During boot, mdadm starts the array before one of the two fibre-channel cards has started its disk detection. The array comes up, but with only 28 of 56 drives, and I have to manually re-add the drives and cross my fingers that nothing will go wrong during the 10-hour rebuild.

Is there any way to tell mdadm to wait longer, or to not attempt to start the array if not all devices are present, or... (any other solution you can think of)?

I'm on Centos 5.2.

Thanks.

Andrew




--
To unsubscribe from this list: send the line "unsubscribe linux-raid" in
the body of a message to majordomo@vger.kernel.org
More majordomo info at http://vger.kernel.org/majordomo-info.html

Re: Preventing a RAID device from starting until all disks are ready

am 14.10.2010 18:00:42 von Iordan Iordanov

Hi Andrew,

Andrew Klaassen wrote:
> During boot, mdadm starts the array before one of the two fibre-channel cards has started its disk detection. The array comes up, but with only 28 of 56 drives, and I have to manually re-add the drives and cross my fingers that nothing will go wrong during the 10-hour rebuild.

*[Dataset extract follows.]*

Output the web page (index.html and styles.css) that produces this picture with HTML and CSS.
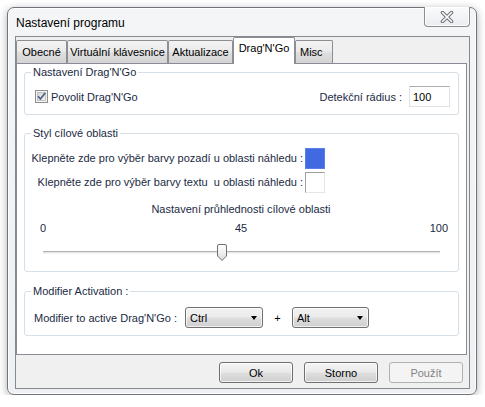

Have you considered enabling a write-intent bitmap on your array? This
way, at least your rebuild will take seconds instead of 10 hours. Write
intent bitmap support for RAID10 was introduced in 2005, and hopefully
CentOS 5.2 supports it.

> Is there any way to tell mdadm to wait longer, or to not attempt to start the array if not all devices are present, or... (any other solution you can think of)?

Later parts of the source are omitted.